Collected data —
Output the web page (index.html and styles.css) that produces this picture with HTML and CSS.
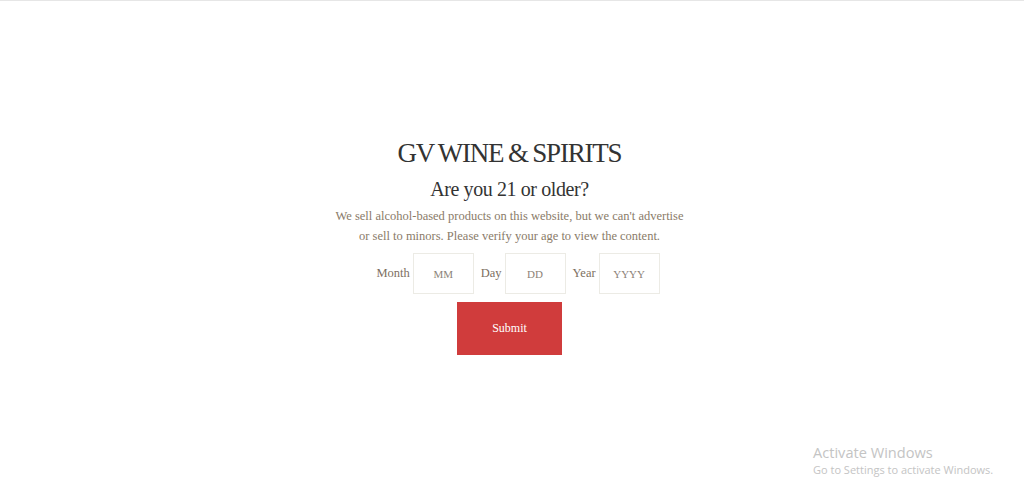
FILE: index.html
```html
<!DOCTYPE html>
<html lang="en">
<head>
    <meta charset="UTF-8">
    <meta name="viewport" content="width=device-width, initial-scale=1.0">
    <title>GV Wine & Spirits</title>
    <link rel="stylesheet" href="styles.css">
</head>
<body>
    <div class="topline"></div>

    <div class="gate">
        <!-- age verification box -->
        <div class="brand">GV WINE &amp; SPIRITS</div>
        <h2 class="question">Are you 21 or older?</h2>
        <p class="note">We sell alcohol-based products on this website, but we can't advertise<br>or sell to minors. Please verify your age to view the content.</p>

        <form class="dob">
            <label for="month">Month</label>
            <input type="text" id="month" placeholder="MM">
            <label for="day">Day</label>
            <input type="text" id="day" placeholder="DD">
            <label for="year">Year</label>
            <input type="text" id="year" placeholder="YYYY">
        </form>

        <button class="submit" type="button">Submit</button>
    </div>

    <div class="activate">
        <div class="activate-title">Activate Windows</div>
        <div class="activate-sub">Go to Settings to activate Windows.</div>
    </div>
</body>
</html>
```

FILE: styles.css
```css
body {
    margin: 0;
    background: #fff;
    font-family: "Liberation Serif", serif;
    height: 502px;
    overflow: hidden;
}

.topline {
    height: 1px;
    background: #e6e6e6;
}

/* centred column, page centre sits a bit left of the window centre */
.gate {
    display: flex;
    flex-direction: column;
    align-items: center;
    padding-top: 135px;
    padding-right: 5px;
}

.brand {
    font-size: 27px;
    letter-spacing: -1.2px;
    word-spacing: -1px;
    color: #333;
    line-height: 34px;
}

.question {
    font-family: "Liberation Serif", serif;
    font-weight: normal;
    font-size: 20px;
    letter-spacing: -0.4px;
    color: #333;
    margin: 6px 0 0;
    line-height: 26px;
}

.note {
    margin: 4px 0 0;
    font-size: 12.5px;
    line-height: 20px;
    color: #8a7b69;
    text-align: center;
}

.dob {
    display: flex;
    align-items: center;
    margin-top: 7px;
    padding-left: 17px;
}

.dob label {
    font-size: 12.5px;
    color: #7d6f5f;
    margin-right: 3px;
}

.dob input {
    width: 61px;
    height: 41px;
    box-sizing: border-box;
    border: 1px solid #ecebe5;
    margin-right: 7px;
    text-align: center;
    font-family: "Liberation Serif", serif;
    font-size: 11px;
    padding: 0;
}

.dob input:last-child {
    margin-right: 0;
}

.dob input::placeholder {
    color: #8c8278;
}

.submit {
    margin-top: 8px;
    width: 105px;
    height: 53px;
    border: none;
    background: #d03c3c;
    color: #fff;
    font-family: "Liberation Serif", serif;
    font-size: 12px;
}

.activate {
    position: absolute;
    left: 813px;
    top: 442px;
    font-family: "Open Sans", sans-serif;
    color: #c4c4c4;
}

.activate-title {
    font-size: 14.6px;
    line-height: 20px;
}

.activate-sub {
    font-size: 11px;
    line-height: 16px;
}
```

What is being asked — Set down all the data again exactly as above, pictures excluded.

Task output —
Output the web page (index.html and styles.css) that produces this picture with HTML and CSS.
FILE: index.html
```html
<!DOCTYPE html>
<html lang="en">
<head>
    <meta charset="UTF-8">
    <meta name="viewport" content="width=device-width, initial-scale=1.0">
    <title>GV Wine & Spirits</title>
    <link rel="stylesheet" href="styles.css">
</head>
<body>
    <div class="topline"></div>

    <div class="gate">
        <!-- age verification box -->
        <div class="brand">GV WINE &amp; SPIRITS</div>
        <h2 class="question">Are you 21 or older?</h2>
        <p class="note">We sell alcohol-based products on this website, but we can't advertise<br>or sell to minors. Please verify your age to view the content.</p>

        <form class="dob">
            <label for="month">Month</label>
            <input type="text" id="month" placeholder="MM">
            <label for="day">Day</label>
            <input type="text" id="day" placeholder="DD">
            <label for="year">Year</label>
            <input type="text" id="year" placeholder="YYYY">
        </form>

        <button class="submit" type="button">Submit</button>
    </div>

    <div class="activate">
        <div class="activate-title">Activate Windows</div>
        <div class="activate-sub">Go to Settings to activate Windows.</div>
    </div>
</body>
</html>
```

FILE: styles.css
```css
body {
    margin: 0;
    background: #fff;
    font-family: "Liberation Serif", serif;
    height: 502px;
    overflow: hidden;
}

.topline {
    height: 1px;
    background: #e6e6e6;
}

/* centred column, page centre sits a bit left of the window centre */
.gate {
    display: flex;
    flex-direction: column;
    align-items: center;
    padding-top: 135px;
    padding-right: 5px;
}

.brand {
    font-size: 27px;
    letter-spacing: -1.2px;
    word-spacing: -1px;
    color: #333;
    line-height: 34px;
}

.question {
    font-family: "Liberation Serif", serif;
    font-weight: normal;
    font-size: 20px;
    letter-spacing: -0.4px;
    color: #333;
    margin: 6px 0 0;
    line-height: 26px;
}

.note {
    margin: 4px 0 0;
    font-size: 12.5px;
    line-height: 20px;
    color: #8a7b69;
    text-align: center;
}

.dob {
    display: flex;
    align-items: center;
    margin-top: 7px;
    padding-left: 17px;
}

.dob label {
    font-size: 12.5px;
    color: #7d6f5f;
    margin-right: 3px;
}

.dob input {
    width: 61px;
    height: 41px;
    box-sizing: border-box;
    border: 1px solid #ecebe5;
    margin-right: 7px;
    text-align: center;
    font-family: "Liberation Serif", serif;
    font-size: 11px;
    padding: 0;
}

.dob input:last-child {
    margin-right: 0;
}

.dob input::placeholder {
    color: #8c8278;
}

.submit {
    margin-top: 8px;
    width: 105px;
    height: 53px;
    border: none;
    background: #d03c3c;
    color: #fff;
    font-family: "Liberation Serif", serif;
    font-size: 12px;
}

.activate {
    position: absolute;
    left: 813px;
    top: 442px;
    font-family: "Open Sans", sans-serif;
    color: #c4c4c4;
}

.activate-title {
    font-size: 14.6px;
    line-height: 20px;
}

.activate-sub {
    font-size: 11px;
    line-height: 16px;
}
```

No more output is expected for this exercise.